Objective. Print the listing in its entirety and exactly, leaving out images.

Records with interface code

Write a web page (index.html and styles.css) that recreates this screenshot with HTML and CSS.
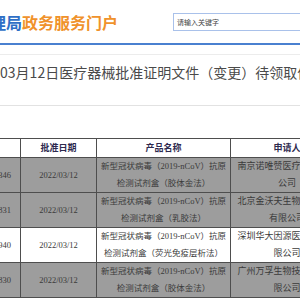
FILE: index.html
```html
<!DOCTYPE html>
<html lang="zh-CN">
<head>
  <meta charset="UTF-8">
  <title>医疗器械批准证明文件（变更）待领取信息</title>
  <link rel="stylesheet" href="styles.css">
</head>
<body>
  <div class="top">
    <div class="logo"><span class="blue">国家药品监督管理局</span><span class="orange">政务服务门户</span></div>
    <div class="search">请输入关键字</div>
  </div>
  <div class="nav"></div>
  <div class="title">2022年03月12日医疗器械批准证明文件（变更）待领取信息</div>

  <div class="list">
    <table>
      <colgroup>
        <col class="c0"><col class="c1"><col class="c2"><col class="c3">
      </colgroup>
      <tr class="head">
        <th>编号</th>
        <th>批准日期</th>
        <th>产品名称</th>
        <th>申请人</th>
      </tr>
      <tr class="grey">
        <td>CQZ2200346</td>
        <td>2022/03/12</td>
        <td>新型冠状病毒（2019-nCoV）抗原<br>检测试剂盒（胶体金法）</td>
        <td>南京诺唯赞医疗科技有限公司</td>
      </tr>
      <tr class="grey">
        <td>CQZ2200831</td>
        <td>2022/03/12</td>
        <td>新型冠状病毒（2019-nCoV）抗原<br>检测试剂盒（乳胶法）</td>
        <td>北京金沃夫生物工程科技有限公司</td>
      </tr>
      <tr>
        <td>CQZ2200940</td>
        <td>2022/03/12</td>
        <td>新型冠状病毒（2019-nCoV）抗原<br>检测试剂盒（荧光免疫层析法）</td>
        <td>深圳华大因源医药科技有限公司</td>
      </tr>
      <tr class="grey">
        <td>CQZ2200830</td>
        <td>2022/03/12</td>
        <td>新型冠状病毒（2019-nCoV）抗原<br>检测试剂盒（胶体金法）</td>
        <td>广州万孚生物技术股份有限公司</td>
      </tr>
    </table>
  </div>
</body>
</html>
```

FILE: styles.css
```css
html, body {
  overflow: hidden;
}
body {
  margin: 0;
  background: #fff;
  font-family: "Noto Sans CJK SC", sans-serif;
  color: #333;
}
.top {
  display: flex;
  align-items: center;
  height: 43px;
  border-bottom: 2px solid #4a80d0;
  white-space: nowrap;
}
.logo {
  flex-shrink: 0;
  margin-left: -122px;
  font-size: 16px;
  font-weight: bold;
  line-height: 20px;
}
.blue {
  color: #2f6fc6;
}
.orange {
  color: #f0922b;
}
.search {
  flex-shrink: 0;
  width: 200px;
  height: 16px;
  margin-left: 55px;
  margin-top: 1px;
  padding-left: 3px;
  border: 1px solid #a9c1ea;
  font-size: 7px;
  line-height: 16px;
  color: #444;
}
.nav {
  height: 9px;
  border-bottom: 1px solid #ececec;
}
.title {
  height: 42px;
  padding-top: 8px;
  margin-left: -45px;
  border-bottom: 1px solid #e2e2e2;
  font-size: 14px;
  line-height: 18px;
  color: #4a4a4a;
  white-space: nowrap;
}
.list {
  margin-top: 32px;
  overflow: hidden;
}
table {
  table-layout: fixed;
  width: 370px;
  margin-left: -46px;
  border-collapse: collapse;
  font-family: "Liberation Serif", "Noto Sans CJK SC", serif;
  font-size: 8.5px;
}
.c0 { width: 66px; }
.c1 { width: 76px; }
.c2 { width: 134px; }
.c3 { width: 113px; }
th, td {
  border: 1px solid #4e4e4e;
  padding: 0 4px;
  text-align: center;
  white-space: nowrap;
}
td:last-child {
  white-space: normal;
  font-size: 9px;
}
th {
  height: 18px;
  font-family: "Noto Sans CJK SC", sans-serif;
  font-size: 9px;
  font-weight: bold;
  color: #2e2a4f;
  line-height: 18px;
}
td {
  height: 34px;
  line-height: 17px;
  color: #3a3a3a;
}
td:nth-child(3) {
  padding: 0;
}
.grey td {
  background: #9d9d9d;
}
```
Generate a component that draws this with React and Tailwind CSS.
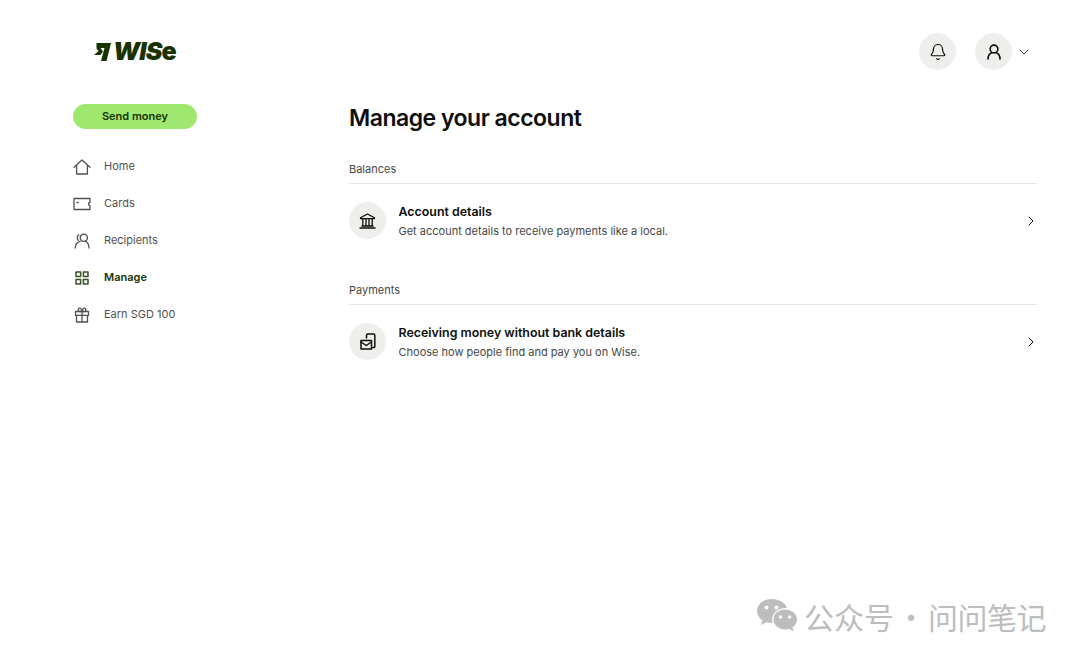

Expected answer.
Write a web page (index.html and styles.css) that recreates this screenshot with HTML and CSS.
FILE: index.html
```html
<!DOCTYPE html>
<html lang="zh-CN">
<head>
  <meta charset="UTF-8">
  <title>医疗器械批准证明文件（变更）待领取信息</title>
  <link rel="stylesheet" href="styles.css">
</head>
<body>
  <div class="top">
    <div class="logo"><span class="blue">国家药品监督管理局</span><span class="orange">政务服务门户</span></div>
    <div class="search">请输入关键字</div>
  </div>
  <div class="nav"></div>
  <div class="title">2022年03月12日医疗器械批准证明文件（变更）待领取信息</div>

  <div class="list">
    <table>
      <colgroup>
        <col class="c0"><col class="c1"><col class="c2"><col class="c3">
      </colgroup>
      <tr class="head">
        <th>编号</th>
        <th>批准日期</th>
        <th>产品名称</th>
        <th>申请人</th>
      </tr>
      <tr class="grey">
        <td>CQZ2200346</td>
        <td>2022/03/12</td>
        <td>新型冠状病毒（2019-nCoV）抗原<br>检测试剂盒（胶体金法）</td>
        <td>南京诺唯赞医疗科技有限公司</td>
      </tr>
      <tr class="grey">
        <td>CQZ2200831</td>
        <td>2022/03/12</td>
        <td>新型冠状病毒（2019-nCoV）抗原<br>检测试剂盒（乳胶法）</td>
        <td>北京金沃夫生物工程科技有限公司</td>
      </tr>
      <tr>
        <td>CQZ2200940</td>
        <td>2022/03/12</td>
        <td>新型冠状病毒（2019-nCoV）抗原<br>检测试剂盒（荧光免疫层析法）</td>
        <td>深圳华大因源医药科技有限公司</td>
      </tr>
      <tr class="grey">
        <td>CQZ2200830</td>
        <td>2022/03/12</td>
        <td>新型冠状病毒（2019-nCoV）抗原<br>检测试剂盒（胶体金法）</td>
        <td>广州万孚生物技术股份有限公司</td>
      </tr>
    </table>
  </div>
</body>
</html>
```

FILE: styles.css
```css
html, body {
  overflow: hidden;
}
body {
  margin: 0;
  background: #fff;
  font-family: "Noto Sans CJK SC", sans-serif;
  color: #333;
}
.top {
  display: flex;
  align-items: center;
  height: 43px;
  border-bottom: 2px solid #4a80d0;
  white-space: nowrap;
}
.logo {
  flex-shrink: 0;
  margin-left: -122px;
  font-size: 16px;
  font-weight: bold;
  line-height: 20px;
}
.blue {
  color: #2f6fc6;
}
.orange {
  color: #f0922b;
}
.search {
  flex-shrink: 0;
  width: 200px;
  height: 16px;
  margin-left: 55px;
  margin-top: 1px;
  padding-left: 3px;
  border: 1px solid #a9c1ea;
  font-size: 7px;
  line-height: 16px;
  color: #444;
}
.nav {
  height: 9px;
  border-bottom: 1px solid #ececec;
}
.title {
  height: 42px;
  padding-top: 8px;
  margin-left: -45px;
  border-bottom: 1px solid #e2e2e2;
  font-size: 14px;
  line-height: 18px;
  color: #4a4a4a;
  white-space: nowrap;
}
.list {
  margin-top: 32px;
  overflow: hidden;
}
table {
  table-layout: fixed;
  width: 370px;
  margin-left: -46px;
  border-collapse: collapse;
  font-family: "Liberation Serif", "Noto Sans CJK SC", serif;
  font-size: 8.5px;
}
.c0 { width: 66px; }
.c1 { width: 76px; }
.c2 { width: 134px; }
.c3 { width: 113px; }
th, td {
  border: 1px solid #4e4e4e;
  padding: 0 4px;
  text-align: center;
  white-space: nowrap;
}
td:last-child {
  white-space: normal;
  font-size: 9px;
}
th {
  height: 18px;
  font-family: "Noto Sans CJK SC", sans-serif;
  font-size: 9px;
  font-weight: bold;
  color: #2e2a4f;
  line-height: 18px;
}
td {
  height: 34px;
  line-height: 17px;
  color: #3a3a3a;
}
td:nth-child(3) {
  padding: 0;
}
.grey td {
  background: #9d9d9d;
}
```
Generate a component that draws this with React and Tailwind CSS.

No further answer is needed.